Mark Mathews

How to play at another level

Mark Mathews

Believe you can and you’re half-way there 

Theodore Roosevelt 

Mark Mathews is one of the world’s best big wave surfers. Mark has surfed many of the world’s heaviest and biggest waves including Cape Fear, NSW, Teahupoo, Tahiti, Jaws, Maui and The Right, WA. Every time he faces a wave he faces the possibility of a broken neck or even death. You may think that it takes some kind of extraordinary human with a bizarre breath holding capacity and courage for days to keep doing this year after year at age 37.

Surprisingly, Mark doesn’t see himself as special. In fact he says he’s just a normal guy with average athletic ability and an introvert who manages over-anxiety.

When he was 17 years old his mother became deathly sick with a very treatable disease. However at the time doctors didn’t know what she had. So Mathews was struck with the possibility that he would be supporting his mom for the rest of her life. He was invited to do a magazine shoot for surfing, and because it meant he would earn an income, he decided to do it.

But when he got to the location the waves were easily 500% bigger than anything he had surfed. He says there’s no way he would have done it if it hadn’t been for the fact that his mother was sick.

He always thought that surfing big waves were out of his league. Later he described it as a surreal moment. He did it and because of that experience he suddenly had the intrinsic confidence that he could surf at this level.

A couple weeks ago I wrote about NFL Seattle Seahawks’ coach Pete Carroll. He said that he considers it his job to prove to his athletes how good they are and he does everything he can to build their confidence. He plays tape for them to watch, has them run reps, shows them, tells them, and repeatedly builds them up until they believe it.

Because, Carrol says, when they believe it and the going gets tough then they rise up and face the challenge.

Scott Mann is a retired U.S. Army Green Beret. He has been in many hostile situations where he was shot at and worse. Scott said something that stood out to me.

When he was in Afghanistan he and his troops would demonstrate leadership. They would go on the rooftops and defend against the Taliban. Week after week. Until one local farmer decided to join them. Then another. Then another. From this experience he learned how to create trust and connect with others.

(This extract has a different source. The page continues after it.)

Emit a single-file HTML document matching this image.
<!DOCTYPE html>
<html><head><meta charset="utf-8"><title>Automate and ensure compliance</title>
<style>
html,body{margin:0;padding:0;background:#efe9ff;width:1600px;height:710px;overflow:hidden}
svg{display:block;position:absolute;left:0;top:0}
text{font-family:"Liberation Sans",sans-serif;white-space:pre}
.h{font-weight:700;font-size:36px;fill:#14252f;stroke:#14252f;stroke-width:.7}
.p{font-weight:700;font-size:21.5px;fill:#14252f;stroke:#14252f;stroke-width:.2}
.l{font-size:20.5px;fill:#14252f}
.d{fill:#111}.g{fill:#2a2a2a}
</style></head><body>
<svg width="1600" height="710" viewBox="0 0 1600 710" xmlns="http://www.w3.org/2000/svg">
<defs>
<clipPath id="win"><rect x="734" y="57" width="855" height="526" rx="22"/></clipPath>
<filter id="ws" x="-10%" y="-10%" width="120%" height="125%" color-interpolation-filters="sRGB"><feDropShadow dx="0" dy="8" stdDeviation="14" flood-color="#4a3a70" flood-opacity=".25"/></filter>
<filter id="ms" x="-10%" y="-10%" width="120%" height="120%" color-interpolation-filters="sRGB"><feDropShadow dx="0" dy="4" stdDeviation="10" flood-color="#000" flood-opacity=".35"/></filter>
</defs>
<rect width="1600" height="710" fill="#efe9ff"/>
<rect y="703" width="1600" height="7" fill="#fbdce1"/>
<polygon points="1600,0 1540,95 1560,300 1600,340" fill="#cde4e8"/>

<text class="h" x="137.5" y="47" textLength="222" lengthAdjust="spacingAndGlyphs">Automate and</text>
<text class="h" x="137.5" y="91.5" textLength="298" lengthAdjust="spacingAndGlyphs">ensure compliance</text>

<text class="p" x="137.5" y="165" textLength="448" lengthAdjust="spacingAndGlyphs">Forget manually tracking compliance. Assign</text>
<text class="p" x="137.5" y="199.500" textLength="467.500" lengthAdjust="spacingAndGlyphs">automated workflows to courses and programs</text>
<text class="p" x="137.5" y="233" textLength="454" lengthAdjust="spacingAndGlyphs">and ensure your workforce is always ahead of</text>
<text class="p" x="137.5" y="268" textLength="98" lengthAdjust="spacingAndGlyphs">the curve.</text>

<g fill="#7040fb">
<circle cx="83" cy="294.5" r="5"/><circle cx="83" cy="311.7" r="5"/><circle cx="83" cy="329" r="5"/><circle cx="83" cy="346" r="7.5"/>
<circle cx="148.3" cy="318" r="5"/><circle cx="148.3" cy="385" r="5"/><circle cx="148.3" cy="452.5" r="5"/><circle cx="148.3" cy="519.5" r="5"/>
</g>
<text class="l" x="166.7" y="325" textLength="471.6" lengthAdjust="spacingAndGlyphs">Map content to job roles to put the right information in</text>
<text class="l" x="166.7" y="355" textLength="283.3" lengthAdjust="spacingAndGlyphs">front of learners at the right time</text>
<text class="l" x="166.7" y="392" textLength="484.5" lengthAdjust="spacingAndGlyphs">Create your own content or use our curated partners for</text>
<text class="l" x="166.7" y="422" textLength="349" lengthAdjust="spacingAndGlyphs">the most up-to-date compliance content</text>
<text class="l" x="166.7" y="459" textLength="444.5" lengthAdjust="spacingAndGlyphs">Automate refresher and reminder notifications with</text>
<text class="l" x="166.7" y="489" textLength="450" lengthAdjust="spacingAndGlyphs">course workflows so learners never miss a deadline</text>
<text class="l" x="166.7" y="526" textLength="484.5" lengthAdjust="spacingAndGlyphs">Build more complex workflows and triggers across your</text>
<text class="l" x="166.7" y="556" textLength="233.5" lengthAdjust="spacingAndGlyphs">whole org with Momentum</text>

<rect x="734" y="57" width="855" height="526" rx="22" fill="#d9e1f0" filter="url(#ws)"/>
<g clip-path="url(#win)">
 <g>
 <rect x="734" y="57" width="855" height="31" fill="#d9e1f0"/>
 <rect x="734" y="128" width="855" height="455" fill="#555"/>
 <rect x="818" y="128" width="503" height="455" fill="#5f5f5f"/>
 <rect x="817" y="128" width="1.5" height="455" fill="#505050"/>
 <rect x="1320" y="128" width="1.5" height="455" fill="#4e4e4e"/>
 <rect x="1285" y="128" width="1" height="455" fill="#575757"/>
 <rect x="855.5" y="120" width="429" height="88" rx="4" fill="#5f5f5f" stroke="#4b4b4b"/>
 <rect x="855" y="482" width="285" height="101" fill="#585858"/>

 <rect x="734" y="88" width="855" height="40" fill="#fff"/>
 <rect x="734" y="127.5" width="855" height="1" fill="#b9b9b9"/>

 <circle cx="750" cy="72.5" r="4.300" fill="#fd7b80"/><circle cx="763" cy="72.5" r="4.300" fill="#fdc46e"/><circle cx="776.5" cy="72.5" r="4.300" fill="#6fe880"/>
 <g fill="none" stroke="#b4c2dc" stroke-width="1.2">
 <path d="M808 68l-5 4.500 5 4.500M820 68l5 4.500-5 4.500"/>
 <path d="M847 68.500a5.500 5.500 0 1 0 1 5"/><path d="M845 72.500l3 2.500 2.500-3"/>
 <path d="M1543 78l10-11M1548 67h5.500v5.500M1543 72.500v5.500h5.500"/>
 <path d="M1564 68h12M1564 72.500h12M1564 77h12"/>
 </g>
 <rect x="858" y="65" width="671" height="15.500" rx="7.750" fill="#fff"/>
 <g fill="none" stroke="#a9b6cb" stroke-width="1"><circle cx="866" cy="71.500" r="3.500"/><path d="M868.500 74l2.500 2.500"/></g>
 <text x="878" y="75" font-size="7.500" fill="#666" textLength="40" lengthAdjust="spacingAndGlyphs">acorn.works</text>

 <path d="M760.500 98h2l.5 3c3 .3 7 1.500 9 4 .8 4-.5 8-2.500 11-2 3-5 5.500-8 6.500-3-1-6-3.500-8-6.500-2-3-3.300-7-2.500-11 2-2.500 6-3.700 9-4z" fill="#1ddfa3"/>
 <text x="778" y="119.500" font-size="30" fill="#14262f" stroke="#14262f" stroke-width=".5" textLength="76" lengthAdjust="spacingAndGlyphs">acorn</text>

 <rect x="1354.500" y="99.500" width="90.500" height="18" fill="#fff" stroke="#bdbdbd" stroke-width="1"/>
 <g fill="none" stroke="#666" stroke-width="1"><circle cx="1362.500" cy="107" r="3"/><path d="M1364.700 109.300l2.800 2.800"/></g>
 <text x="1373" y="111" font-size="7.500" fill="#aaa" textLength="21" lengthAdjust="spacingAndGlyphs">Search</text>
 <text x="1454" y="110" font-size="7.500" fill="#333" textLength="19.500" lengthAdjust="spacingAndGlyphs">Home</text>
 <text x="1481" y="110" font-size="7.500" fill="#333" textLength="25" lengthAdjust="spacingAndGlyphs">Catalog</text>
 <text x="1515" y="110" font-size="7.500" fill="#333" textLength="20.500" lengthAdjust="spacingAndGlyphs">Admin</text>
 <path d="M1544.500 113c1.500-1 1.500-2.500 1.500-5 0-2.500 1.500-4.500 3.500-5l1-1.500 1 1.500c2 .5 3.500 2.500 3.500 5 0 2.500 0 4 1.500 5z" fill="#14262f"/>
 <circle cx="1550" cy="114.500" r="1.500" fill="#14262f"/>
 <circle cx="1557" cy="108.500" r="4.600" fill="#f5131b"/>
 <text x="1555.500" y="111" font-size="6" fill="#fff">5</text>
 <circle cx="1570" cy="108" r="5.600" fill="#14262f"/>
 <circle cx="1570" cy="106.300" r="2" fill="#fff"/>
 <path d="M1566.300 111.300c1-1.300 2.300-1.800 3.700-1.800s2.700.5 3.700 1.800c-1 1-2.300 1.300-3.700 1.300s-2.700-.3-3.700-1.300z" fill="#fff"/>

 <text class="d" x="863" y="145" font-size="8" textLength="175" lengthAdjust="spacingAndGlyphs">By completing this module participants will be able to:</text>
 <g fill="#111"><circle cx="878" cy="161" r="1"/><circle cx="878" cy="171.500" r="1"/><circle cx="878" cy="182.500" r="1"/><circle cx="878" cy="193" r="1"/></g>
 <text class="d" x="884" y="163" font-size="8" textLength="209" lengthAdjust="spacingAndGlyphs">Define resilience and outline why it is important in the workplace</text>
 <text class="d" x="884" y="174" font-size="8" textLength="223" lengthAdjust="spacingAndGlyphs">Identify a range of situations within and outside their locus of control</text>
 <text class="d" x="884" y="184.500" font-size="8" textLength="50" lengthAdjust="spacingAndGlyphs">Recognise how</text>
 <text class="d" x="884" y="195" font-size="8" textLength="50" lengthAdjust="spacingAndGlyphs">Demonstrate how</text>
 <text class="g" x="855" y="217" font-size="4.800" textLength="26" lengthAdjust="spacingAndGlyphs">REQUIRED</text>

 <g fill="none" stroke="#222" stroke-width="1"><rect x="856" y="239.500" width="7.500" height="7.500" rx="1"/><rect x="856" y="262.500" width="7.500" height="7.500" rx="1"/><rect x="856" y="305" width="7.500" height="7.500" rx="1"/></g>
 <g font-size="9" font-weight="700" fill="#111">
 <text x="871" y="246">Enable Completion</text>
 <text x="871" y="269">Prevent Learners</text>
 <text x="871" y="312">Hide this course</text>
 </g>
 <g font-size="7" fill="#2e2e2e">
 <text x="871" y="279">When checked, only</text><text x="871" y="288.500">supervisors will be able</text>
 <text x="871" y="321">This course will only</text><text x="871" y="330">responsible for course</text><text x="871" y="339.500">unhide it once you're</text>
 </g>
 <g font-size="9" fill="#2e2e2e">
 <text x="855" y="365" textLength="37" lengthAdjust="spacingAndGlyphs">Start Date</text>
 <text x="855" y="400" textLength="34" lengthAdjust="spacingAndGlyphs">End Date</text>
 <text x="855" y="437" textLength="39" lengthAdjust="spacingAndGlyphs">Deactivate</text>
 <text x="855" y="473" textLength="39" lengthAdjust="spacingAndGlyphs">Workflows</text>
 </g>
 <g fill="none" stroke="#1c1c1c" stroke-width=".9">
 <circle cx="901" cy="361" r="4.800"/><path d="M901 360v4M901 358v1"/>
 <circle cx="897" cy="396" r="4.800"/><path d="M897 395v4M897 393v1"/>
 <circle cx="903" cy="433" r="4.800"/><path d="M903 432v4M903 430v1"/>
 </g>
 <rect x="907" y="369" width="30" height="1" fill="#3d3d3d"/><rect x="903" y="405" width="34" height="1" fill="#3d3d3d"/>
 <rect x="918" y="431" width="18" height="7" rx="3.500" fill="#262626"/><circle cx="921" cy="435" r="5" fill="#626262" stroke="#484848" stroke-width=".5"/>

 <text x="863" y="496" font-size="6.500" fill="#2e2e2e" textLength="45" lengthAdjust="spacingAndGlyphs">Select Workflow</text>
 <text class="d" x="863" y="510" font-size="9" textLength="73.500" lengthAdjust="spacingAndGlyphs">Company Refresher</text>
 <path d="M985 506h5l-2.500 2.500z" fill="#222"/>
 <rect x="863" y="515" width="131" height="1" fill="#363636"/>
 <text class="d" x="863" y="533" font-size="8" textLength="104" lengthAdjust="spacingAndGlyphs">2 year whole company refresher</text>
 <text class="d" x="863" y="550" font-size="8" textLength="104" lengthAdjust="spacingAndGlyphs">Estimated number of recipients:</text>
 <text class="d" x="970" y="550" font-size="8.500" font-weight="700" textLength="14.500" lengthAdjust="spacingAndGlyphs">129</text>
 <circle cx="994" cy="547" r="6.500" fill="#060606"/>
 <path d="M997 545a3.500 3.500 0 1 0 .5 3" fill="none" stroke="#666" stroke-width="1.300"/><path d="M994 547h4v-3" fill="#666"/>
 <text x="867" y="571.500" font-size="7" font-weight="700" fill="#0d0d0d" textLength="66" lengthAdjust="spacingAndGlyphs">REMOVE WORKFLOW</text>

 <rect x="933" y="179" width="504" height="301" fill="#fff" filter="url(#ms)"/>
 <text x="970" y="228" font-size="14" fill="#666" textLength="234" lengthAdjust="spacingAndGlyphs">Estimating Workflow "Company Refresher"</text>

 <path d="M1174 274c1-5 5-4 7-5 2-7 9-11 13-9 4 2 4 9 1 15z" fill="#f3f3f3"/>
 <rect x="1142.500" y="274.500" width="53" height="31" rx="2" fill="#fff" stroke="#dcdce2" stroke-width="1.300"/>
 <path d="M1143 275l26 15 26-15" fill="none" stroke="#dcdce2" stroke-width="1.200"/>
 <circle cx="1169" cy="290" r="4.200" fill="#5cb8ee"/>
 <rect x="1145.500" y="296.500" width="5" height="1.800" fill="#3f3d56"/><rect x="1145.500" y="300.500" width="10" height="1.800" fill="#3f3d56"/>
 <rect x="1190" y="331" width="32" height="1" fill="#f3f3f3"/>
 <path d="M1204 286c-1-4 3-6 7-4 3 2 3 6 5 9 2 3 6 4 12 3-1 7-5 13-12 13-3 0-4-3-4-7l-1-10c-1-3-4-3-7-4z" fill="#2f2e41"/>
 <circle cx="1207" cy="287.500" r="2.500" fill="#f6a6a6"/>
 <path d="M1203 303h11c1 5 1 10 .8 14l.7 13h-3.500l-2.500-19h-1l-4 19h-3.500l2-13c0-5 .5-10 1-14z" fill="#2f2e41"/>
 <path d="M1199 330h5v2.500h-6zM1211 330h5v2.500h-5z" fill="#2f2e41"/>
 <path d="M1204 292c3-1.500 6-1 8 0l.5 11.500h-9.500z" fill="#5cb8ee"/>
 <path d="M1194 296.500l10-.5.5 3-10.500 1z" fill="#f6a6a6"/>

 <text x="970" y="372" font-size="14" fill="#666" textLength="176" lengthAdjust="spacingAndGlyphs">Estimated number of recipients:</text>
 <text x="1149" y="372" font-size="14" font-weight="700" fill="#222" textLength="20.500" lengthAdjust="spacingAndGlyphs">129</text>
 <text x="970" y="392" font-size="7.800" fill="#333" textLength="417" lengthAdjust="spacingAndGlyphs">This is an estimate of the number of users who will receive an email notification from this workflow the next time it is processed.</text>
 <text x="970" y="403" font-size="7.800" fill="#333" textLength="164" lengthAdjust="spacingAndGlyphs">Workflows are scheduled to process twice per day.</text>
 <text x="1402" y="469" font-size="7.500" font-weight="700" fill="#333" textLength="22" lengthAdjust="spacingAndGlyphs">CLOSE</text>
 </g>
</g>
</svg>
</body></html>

People build confidence by observing, by learning, and by being given the opportunity to “do reps”. Until they eventually come to their own conclusion that they can do it. Everyone of these people experience fear. They aren’t superhuman. They are real people.

Courage isn’t the absence of fear, it’s going forward despite the fear.

Scott Mann says to business leaders alike, “Connect like your livelihood depends on it. Because it does. Because we are meaning seeking emotional social creatures.”

These 3 heros have one thing in common. They are confident that you have the ability to play at the same level.